Agreement Reached on Minimum Wage for Seafarers
The International Transport Workers Federation (ITF) and the International Chamber of Shipping (ICS) have agreed to update the minimum monthly wage for an able seafarer by $27 over the next three years.
The decision was reached at the Joint Maritime Commission Subcommittee on Seafarers Wages to review the ILO Minimum Wage for an Able Seafarer (AB) provided for in Code B of the Maritime Labour Convention, 2006 (as amended) which was held in Geneva.
The wages will provide an overall increase of 4.5 percent on the current rate of $614, with an increase of $4 as of July 1, 2019, followed by an increase of $7 as of January 1, 2020 and a final increase of $16 as of January 1, 2021.
“This was a difficult negotiation with two very different assessments about what the future holds for shipping and seafarers”, admitted Mark Dickinson, the Seafarers’ Group spokesperson. “We started slowly but gained momentum as the parties exchanged opinions and provided arguments to support their positions. There was strong opposition from the shipowners side for a significant increase. However, I am pleased that at the end pragmatism and common sense prevailed.”
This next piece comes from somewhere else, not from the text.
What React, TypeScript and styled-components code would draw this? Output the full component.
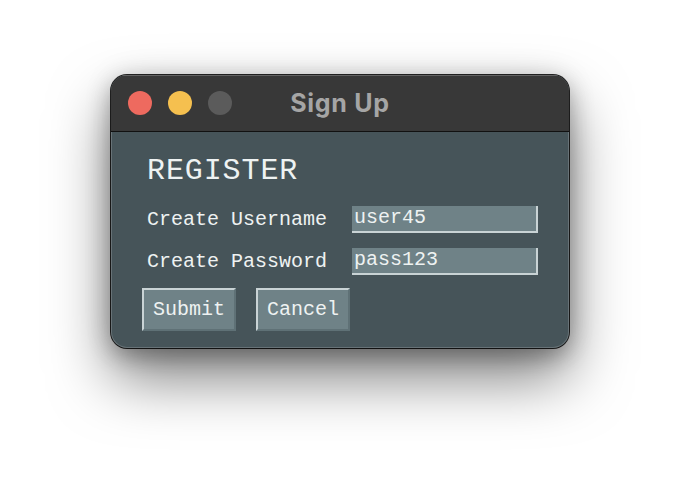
import React from "react";
import styled, { createGlobalStyle } from "styled-components";

const Global = createGlobalStyle`
  html, body { margin: 0; padding: 0; background: #ffffff; }
  body { font-family: "Liberation Mono", "Courier New", monospace; }
`;

const Page = styled.div`
  width: 680px;
  height: 496px;
  padding: 75px 0 0 111px;
  box-sizing: border-box;
  background: #ffffff;
`;

const Window = styled.div`
  width: 458px;
  height: 273px;
  border-radius: 16px;
  overflow: hidden;
  display: flex;
  flex-direction: column;
  background: #465459;
  box-shadow: 0 0 0 1px rgba(0, 0, 0, 0.85), inset 0 0 0 1px rgba(255, 255, 255, 0.18),
    0 30px 60px rgba(0, 0, 0, 0.5), 0 8px 22px rgba(0, 0, 0, 0.25), 0 0 30px rgba(0, 0, 0, 0.1);
`;

const TitleBar = styled.div`
  height: 57px;
  flex: none;
  position: relative;
  display: flex;
  align-items: center;
  gap: 16px;
  padding-left: 17px;
  background: #383838;
  border-bottom: 1px solid #111111;
  box-sizing: border-box;
  box-shadow: inset 0 1px 0 rgba(255, 255, 255, 0.22);
`;

const Light = styled.span<{ $color: string }>`
  width: 24px;
  height: 24px;
  border-radius: 50%;
  background: ${(p) => p.$color};
`;

const Title = styled.div`
  position: absolute;
  left: 0;
  right: 0;
  top: 0;
  bottom: 0;
  display: flex;
  align-items: center;
  justify-content: center;
  font-family: "Inter", "Liberation Sans", sans-serif;
  font-weight: 700;
  font-size: 25px;
  letter-spacing: 0.7px;
  color: #a5a5a5;
  pointer-events: none;
`;

const Body = styled.div`
  flex: 1;
  padding: 22px 0 0 31px;
  display: flex;
  flex-direction: column;
`;

const Heading = styled.div`
  font-family: "Liberation Mono", "Courier New", monospace;
  font-size: 30px;
  letter-spacing: 0.9px;
  line-height: 34px;
  color: #eef2f2;
  margin-left: 5px;
`;

const Form = styled.div`
  margin-top: 18px;
  margin-left: 5px;
  display: grid;
  grid-template-columns: 179px 186px;
  column-gap: 26px;
  row-gap: 15px;
  align-items: center;
`;

const Label = styled.label`
  font-family: "Liberation Mono", "Courier New", monospace;
  font-size: 20px;
  color: #eef2f2;
  white-space: nowrap;
`;

const Field = styled.div`
  height: 27px;
  box-sizing: border-box;
  background: #6f8287;
  border-right: 2px solid #c9d3d5;
  border-bottom: 2px solid #c9d3d5;
  font-family: "Liberation Mono", "Courier New", monospace;
  font-size: 20px;
  line-height: 24px;
  color: #eef2f2;
  padding-left: 2px;
`;

const Buttons = styled.div`
  margin-top: 13px;
  display: flex;
  gap: 20px;
`;

const Button = styled.button`
  width: 94px;
  height: 43px;
  box-sizing: border-box;
  background: #6f8287;
  border: none;
  border-top: 2px solid #c9d3d5;
  border-left: 2px solid #c9d3d5;
  border-right: 2px solid #5f7176;
  border-bottom: 2px solid #5f7176;
  font-family: "Liberation Mono", "Courier New", monospace;
  font-size: 20px;
  color: #eef2f2;
  padding: 0;
`;

export default function App() {
  return (
    <Page>
      <Global />
      <Window>
        <TitleBar>
          <Light $color="#ee6a5f" />
          <Light $color="#f5c04f" />
          <Light $color="#5b5b5b" />
          <Title>Sign Up</Title>
        </TitleBar>
        <Body>
          <Heading>REGISTER</Heading>
          <Form>
            <Label>Create Username</Label>
            <Field>user45</Field>
            <Label>Create Password</Label>
            <Field>pass123</Field>
          </Form>
          <Buttons>
            <Button>Submit</Button>
            <Button>Cancel</Button>
          </Buttons>
        </Body>
      </Window>
    </Page>
  );
}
Max Johns, the Shipowners’ Group spokesperson, explained that “Following active discussions on the current difficult challenges facing our industry and the importance of preserving future employment for seafarers, I am very pleased to advise that we were able to work together to come to an acceptable result for both parties.”
In Norway, the ITF has also secured what it sees as a positive outcome for seafarers. The Norwegian Government has ruled against the reflagging of Color Line vessels under the Norwegian International Ship Register (NIS) flag. This ITF says the decision is a significant and hard fought victory for Norwegian seafarers and the ongoing ITF cabotage campaign.
ITF affiliate, the Norwegian Seafarers Union (NSU), won the fight to keep the vessels under the Norwegian Ordinary Ship Register (NOR), securing the jobs and maintaining the wages and conditions of 700 Norwegian seafarers.
Johnny Hansen, NSU president, told the ITF: “This is a victory for these brave seafarers, which has only been possible because of the solidarity from the labor movement and the ITF family. Pressure from the international trade union movement has yielded results.
“This result means that Color Line – a profitable shipping company – cannot replace national seafarers with cheaper foreign labor.”